序章
逆賊と毒薬
第1話
帳簿が合わないことに気づいて一週間。
慌ただしく帰還した弟は、後宮に入院して武医師がつっきっ切りで看病していた。
発症したのは、栄陽。
しかし、血液検査の結果、風邪ではなく微弱な毒を盛られていたことが判明した。
李 宰相は、只でさえ敵だらけのこの世界で春蘭が無事なのか、不安で仕方なかった。
園路から春蘭直々の人選により中央の大司農である楊大臣の従兄弟、楊 義佳が配下として着任し貨幣の会計を取り仕切るようになってから、不穏な動きが王宮では目立つ。
あの方が人選ミスをするだろうか?
視察の報告は受けていない、と何も持たずにやってきた義佳を楊大臣が身内であることを理由にすぐに雇ったはいいが、私の陛下がそんな愚かなミスをするわけがない。
電話もメールもインターネットもない、この世界で唯一の通信手段は郵便である。
と、言っても今の時代のように飛行機も車も電車も新幹線もなく、移動手段は船、馬、徒歩、と限られていた。
重要書類は、民間の郵便制度ではなく、専ら信頼できる役人に預けて届けるのがこの世界では主流である。
「陛下…」
李 宰相こと、東栄国国王、渉 春蘭の右腕のようなほぼ、政治は全般取り扱っている李 劉宝は、微弱な呼吸で意識が朦朧とする弟の見舞いに後宮の医務室にいた。
前日の夜中、慌ただしく帰還となったため、詳しい事情は聞けていないが、普段ふざけている武医師が切迫した顔で危険な状態であることは察知した。
臣下の末席である弟の玉露でさえ、危険な有様でどうして国王陛下が無事だなどと信じられるだろう。
即位から一年、まだまだ新米のあの子供の陛下に何かあったらこの世界は崩壊する…。
医務室から見上げた空は、すっかり秋模様。
春蘭一行が旅に出て二ヶ月が過ぎていた。
「落ち着いた?劉宝さん…これ、春ちゃんから預かり物」
先日、別れる時に、春蘭に託された書状を、この世界の医療責任者である武 壊加は、三通手渡した。

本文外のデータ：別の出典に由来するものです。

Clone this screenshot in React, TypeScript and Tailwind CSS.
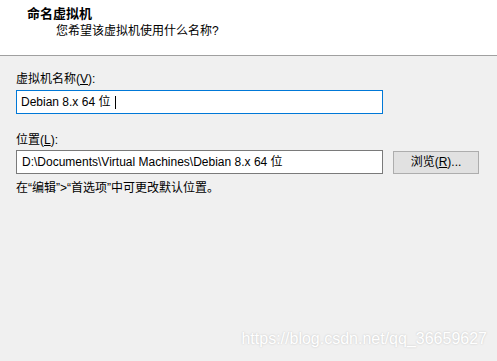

熱、下がらないね…解毒剤は注射してるんだけどな、と壊加も玉露の様子を心配そうに覗き込む。
「とにかく栄養に良いもの食べさせないと抵抗力落ちるんだ、毒、と言ってもこれ、生物菌なんだよね…じわじわと免疫破壊するんだ、僕もまだ研究中なんだけど」
「医療に詳しい者の仕業だろうか?」
劉宝は、助かるんだろうな、と壊加を見つめる。
当然でしょ、僕が付いてるんだから、と壊加は笑うが研究中、と言うからには特効薬など存在しない、ということに劉宝も直ぐに気付く。
「僕の研究室に入れる人にしかこの菌の研究はさせてないの、そもそもこの菌は僕の父が研究しててね、実用化は出来なかったけど多分春ちゃんのお母さんの治療に使えるよう、萩おじさんが依頼して作らせてたんじゃないかな…」
「萩様が?初雪様の病は流行病だったぞ?あっという間に高熱が出て手足が重くて動けなくなる、という…」
身を乗り出して玉露を凝視する劉宝に、うん、だからその病の菌を弱くした毒を盛られてるって言ってるじゃん、と壊加が口を尖らす。
実用化はまだだけどほぼほぼ完成に近い試作品作っちゃってるんだ、一時的に弱い菌を入れて本当の強い病に耐性作るっていう予防薬、と壊加は、小さな包みを劉宝に差し出した。
「これが、この子が盛られた毒の正体、もしくはこれの粗悪品。弟子にも研究室入れる優秀者がいるからそいつら調べてみる?犯人に目星はつくんじゃない?」
「武殿、本当に医者だったのか…」
試作の粉薬を懐にしまうと、感心したように呟く劉宝に、壊加が、失礼だよ、あんた、と目を細めた。
性癖以外は、常識ある天才肌の壊加の医師としての腕は、その父が先代国王に仕えていた頃に匹敵する。
頭脳明晰、美男子、長身、容姿良しの色男風情の見た目で、実は武術も馬術も剣技も得意、という非の打ち所がない壊加に、劉宝は弟をお願いします、と頭を下げて医務室を出て行った。
「先生…兄が何か失礼を?」
目覚めた玉露が身を起こそうとするのを壊加は、制した。
大丈夫、君の気にすることじゃない、と微笑むと玉露の額を撫でた。